If you have spent time inside a modern national political convention, you know that they are noisy, anachronistic affairs populated mostly by minor-league politicians, campaign advisers, journalists, and the same pundits you see every night on TV – all of whom mill around for most of the day and come alive for a few prime-time speeches. 

So what’s the purpose of a convention these days? We asked Robert Lehrman to take on that question (you can read his observations here).

Conventions began as a reform movement, designed to break the backroom dealmaking in Washington that determined candidates for president in the early 19th century. Instead of congressional insiders deciding, delegates from around the country would gather to choose a standard-bearer. It was a radical idea at the time.

Over the next 150 years, conventions developed into sprawling, backslapping reunions with balloon drops, brass bands, straw hats, and their own forms of backroom dealmaking. By the mid-20th century, they were no longer the solution but the problem. The low point came in 1968 with public outrage at the mayhem inside and outside Chicago’s International Amphitheatre during the Democratic National Convention

A new reform movement in the 1970s turned primaries and caucuses into the vehicle for selecting presidential candidates. So it’s worth repeating: What’s the purpose of a convention? Well, for one thing, you could see them as showcases for political speech. 
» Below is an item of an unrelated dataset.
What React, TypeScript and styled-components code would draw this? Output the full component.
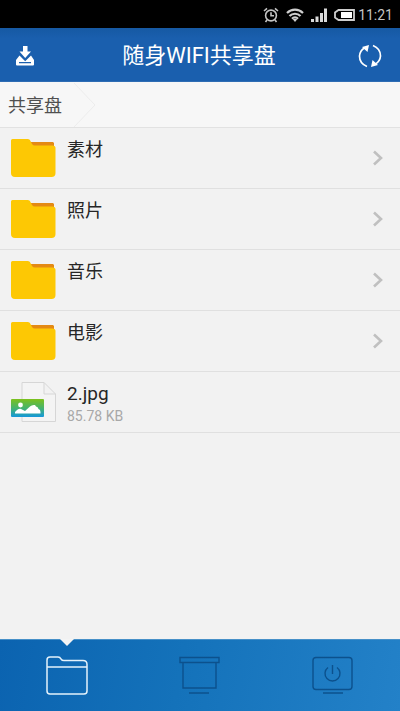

Political speech is an ancient rhetorical form that can seem fusty in the age of Twitter, texting, and TED talks. But from Pericles to Winston Churchill, Henry V to Nelson Mandela, a well-crafted speech has been able to stir hearts, rally support, and even bend the curve of history. Words delivered in just the right way at just the right moment can become a kind of secular hymn that we keep humming to ourselves long after the applause has faded. Here are a few politicians’ turns of phrase that have stayed with me over the years:

“A settler pushes west and sings his song, and the song echoes out forever and fills the unknowing air. It is the American sound: It is hopeful, big-hearted, idealistic – daring, decent, and fair.” (Ronald
 Reagan, 1985)

“Hope in the face of difficulty, hope in the face of uncertainty, the audacity of hope: In the end, that is God’s greatest gift to us, the bedrock of this nation, a belief in things not seen, a belief that there are better days ahead.” (Barack Obama, 2004)

America is never wholly herself unless she is engaged in high moral principle. We as a people have such a purpose today. It is to make kinder the face of the nation and gentler the face of the world.”  (George H.W. Bush, 1989)

Conventions are of fading importance in the mechanics of electoral politics. But if you appreciate the power of political speech, a convention can at least serve this purpose: It is where you can hear words that ennoble us and ideals that, if only for a moment, stir our hope for the future.